National Post and Metro newspapers both use Foursquare, a location-based social media network, to alert their followers, for instance, of restaurants the papers have reviewed.
National Post‘s parent company, Postmedia News (formerly Canwest), recently launched an iPad application for 10 of its newspapers. The Globe has done the same. It has a subscription service available through iTunes, in which users can download a free app and subscribe to the paper through their iPhone or iPad.
The mobile publishing world has expanded extremely rapidly within the last 18 months, said Mr. Crawley.
The Globe and Mail late last year committed to a $1.7-billion contract over 18 years to print on new, cutting-edge presses as part of a redesign of The Globe‘s print and online offerings. Changes included improved navigation online, substantially more colour ads and a mix of glossy, magazine-like paper and traditional newsprint in the physical newspaper.
Research it commissioned shows the change has been effective so far, with people spending more time on the site and newspaper. In the first month after the Oct. 1 launch, circulation increased about seven per cent and print ad revenues in October represented “the best single month we’ve ever had,” said Mr. Crawley.
But Prof. Waddell said The Globe’s changes are unique. “They’re doing what works for them. I don’t think it’s going to work for everybody else,” he said.
A key factor in deciding how to innovate and resolve challenges facing newspapers in the digital age, is who they perceive their audience to be and what their readership’s interests are, he said.
“I think they’re struggling,” said Prof.
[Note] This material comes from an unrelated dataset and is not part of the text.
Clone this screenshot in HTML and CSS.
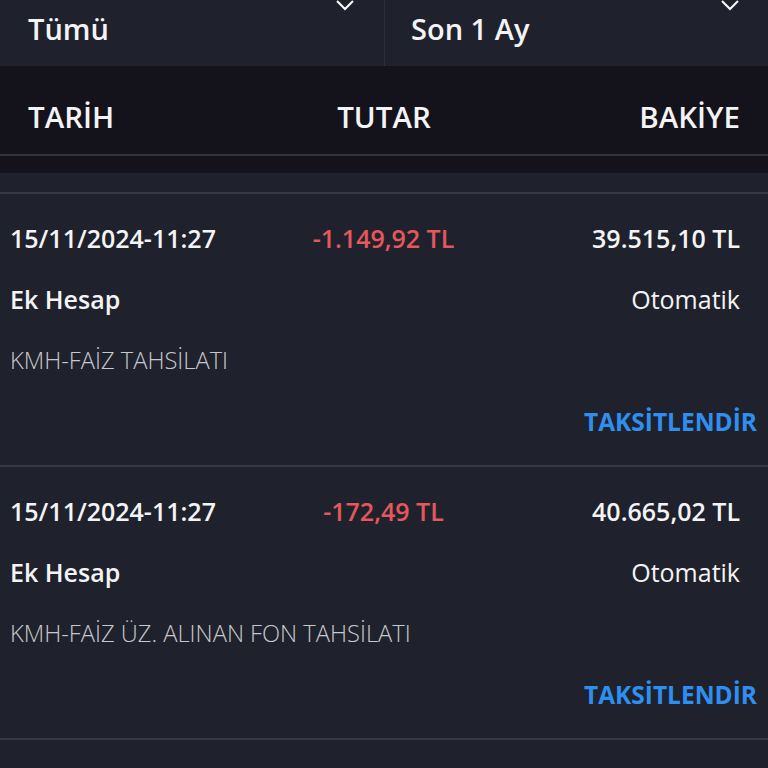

Currie. “The best are trying things and experimenting.”
It is a critical time for the business, said Mr. Crawley. People are still working out how to best capitalize on the many digital opportunities, which will certainly hold areas of hot growth in the future.
“There are some newspapers that are not coping very well. However, five years down the line, for those that have good ownership and can invest in content and the quality of content, there will still be a strong role for newspapers alongside other forms of delivery,” he said.